**TASK DIRECTIONS**
Output every line exactly as written. Leave out pictures.

**DATASET EXTRACT**
- - -

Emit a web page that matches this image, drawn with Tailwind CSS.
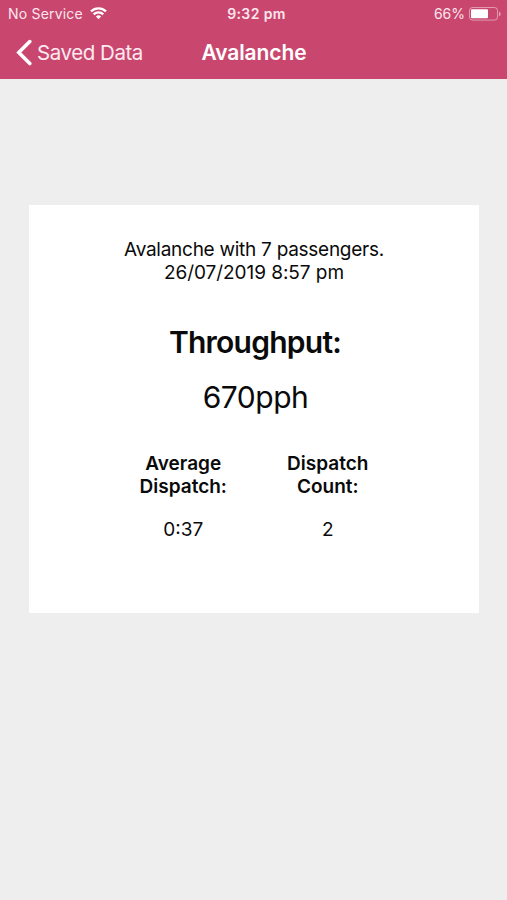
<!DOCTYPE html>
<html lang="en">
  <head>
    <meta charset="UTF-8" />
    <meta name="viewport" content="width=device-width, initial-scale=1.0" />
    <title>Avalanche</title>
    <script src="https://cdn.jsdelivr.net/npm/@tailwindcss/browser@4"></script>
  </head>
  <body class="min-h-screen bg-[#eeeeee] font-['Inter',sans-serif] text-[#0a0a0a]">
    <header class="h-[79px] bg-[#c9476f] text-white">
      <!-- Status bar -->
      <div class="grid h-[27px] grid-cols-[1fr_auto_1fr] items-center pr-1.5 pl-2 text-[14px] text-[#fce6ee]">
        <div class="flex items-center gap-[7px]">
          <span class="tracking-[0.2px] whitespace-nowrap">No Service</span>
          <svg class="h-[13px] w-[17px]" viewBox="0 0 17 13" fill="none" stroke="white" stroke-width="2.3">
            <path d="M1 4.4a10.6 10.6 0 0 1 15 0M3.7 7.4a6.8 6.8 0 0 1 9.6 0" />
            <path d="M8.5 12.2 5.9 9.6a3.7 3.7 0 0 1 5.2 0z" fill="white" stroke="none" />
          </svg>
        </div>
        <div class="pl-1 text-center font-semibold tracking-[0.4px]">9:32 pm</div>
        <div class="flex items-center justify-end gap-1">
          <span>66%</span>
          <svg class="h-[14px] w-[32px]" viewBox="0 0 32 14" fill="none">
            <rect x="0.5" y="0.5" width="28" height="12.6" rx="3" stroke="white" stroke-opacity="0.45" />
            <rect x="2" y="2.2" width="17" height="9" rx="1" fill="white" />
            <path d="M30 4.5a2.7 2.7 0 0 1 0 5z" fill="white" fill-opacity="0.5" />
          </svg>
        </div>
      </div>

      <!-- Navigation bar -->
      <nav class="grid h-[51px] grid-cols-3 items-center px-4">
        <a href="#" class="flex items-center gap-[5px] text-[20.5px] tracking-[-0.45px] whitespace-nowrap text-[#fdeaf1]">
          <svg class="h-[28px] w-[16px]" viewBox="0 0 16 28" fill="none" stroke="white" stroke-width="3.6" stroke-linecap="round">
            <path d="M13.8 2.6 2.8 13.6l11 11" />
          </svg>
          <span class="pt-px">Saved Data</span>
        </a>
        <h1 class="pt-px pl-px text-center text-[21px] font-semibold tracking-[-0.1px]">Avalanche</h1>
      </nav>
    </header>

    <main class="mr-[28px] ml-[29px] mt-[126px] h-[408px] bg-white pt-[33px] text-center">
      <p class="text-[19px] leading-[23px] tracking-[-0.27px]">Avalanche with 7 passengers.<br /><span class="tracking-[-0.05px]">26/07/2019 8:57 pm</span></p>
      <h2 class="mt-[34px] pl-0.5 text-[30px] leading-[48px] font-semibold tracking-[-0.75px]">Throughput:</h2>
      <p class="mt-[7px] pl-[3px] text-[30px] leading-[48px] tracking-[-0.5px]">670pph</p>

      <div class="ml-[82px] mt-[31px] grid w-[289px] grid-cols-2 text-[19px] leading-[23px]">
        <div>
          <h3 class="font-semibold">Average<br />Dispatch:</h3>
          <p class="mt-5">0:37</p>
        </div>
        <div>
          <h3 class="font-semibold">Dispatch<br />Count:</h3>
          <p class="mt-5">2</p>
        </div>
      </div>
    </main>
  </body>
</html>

- - -

**EXPECTED OUTPUT**
Emit a web page that matches this image, drawn with Tailwind CSS.
<!DOCTYPE html>
<html lang="en">
  <head>
    <meta charset="UTF-8" />
    <meta name="viewport" content="width=device-width, initial-scale=1.0" />
    <title>Avalanche</title>
    <script src="https://cdn.jsdelivr.net/npm/@tailwindcss/browser@4"></script>
  </head>
  <body class="min-h-screen bg-[#eeeeee] font-['Inter',sans-serif] text-[#0a0a0a]">
    <header class="h-[79px] bg-[#c9476f] text-white">
      <!-- Status bar -->
      <div class="grid h-[27px] grid-cols-[1fr_auto_1fr] items-center pr-1.5 pl-2 text-[14px] text-[#fce6ee]">
        <div class="flex items-center gap-[7px]">
          <span class="tracking-[0.2px] whitespace-nowrap">No Service</span>
          <svg class="h-[13px] w-[17px]" viewBox="0 0 17 13" fill="none" stroke="white" stroke-width="2.3">
            <path d="M1 4.4a10.6 10.6 0 0 1 15 0M3.7 7.4a6.8 6.8 0 0 1 9.6 0" />
            <path d="M8.5 12.2 5.9 9.6a3.7 3.7 0 0 1 5.2 0z" fill="white" stroke="none" />
          </svg>
        </div>
        <div class="pl-1 text-center font-semibold tracking-[0.4px]">9:32 pm</div>
        <div class="flex items-center justify-end gap-1">
          <span>66%</span>
          <svg class="h-[14px] w-[32px]" viewBox="0 0 32 14" fill="none">
            <rect x="0.5" y="0.5" width="28" height="12.6" rx="3" stroke="white" stroke-opacity="0.45" />
            <rect x="2" y="2.2" width="17" height="9" rx="1" fill="white" />
            <path d="M30 4.5a2.7 2.7 0 0 1 0 5z" fill="white" fill-opacity="0.5" />
          </svg>
        </div>
      </div>

      <!-- Navigation bar -->
      <nav class="grid h-[51px] grid-cols-3 items-center px-4">
        <a href="#" class="flex items-center gap-[5px] text-[20.5px] tracking-[-0.45px] whitespace-nowrap text-[#fdeaf1]">
          <svg class="h-[28px] w-[16px]" viewBox="0 0 16 28" fill="none" stroke="white" stroke-width="3.6" stroke-linecap="round">
            <path d="M13.8 2.6 2.8 13.6l11 11" />
          </svg>
          <span class="pt-px">Saved Data</span>
        </a>
        <h1 class="pt-px pl-px text-center text-[21px] font-semibold tracking-[-0.1px]">Avalanche</h1>
      </nav>
    </header>

    <main class="mr-[28px] ml-[29px] mt-[126px] h-[408px] bg-white pt-[33px] text-center">
      <p class="text-[19px] leading-[23px] tracking-[-0.27px]">Avalanche with 7 passengers.<br /><span class="tracking-[-0.05px]">26/07/2019 8:57 pm</span></p>
      <h2 class="mt-[34px] pl-0.5 text-[30px] leading-[48px] font-semibold tracking-[-0.75px]">Throughput:</h2>
      <p class="mt-[7px] pl-[3px] text-[30px] leading-[48px] tracking-[-0.5px]">670pph</p>

      <div class="ml-[82px] mt-[31px] grid w-[289px] grid-cols-2 text-[19px] leading-[23px]">
        <div>
          <h3 class="font-semibold">Average<br />Dispatch:</h3>
          <p class="mt-5">0:37</p>
        </div>
        <div>
          <h3 class="font-semibold">Dispatch<br />Count:</h3>
          <p class="mt-5">2</p>
        </div>
      </div>
    </main>
  </body>
</html>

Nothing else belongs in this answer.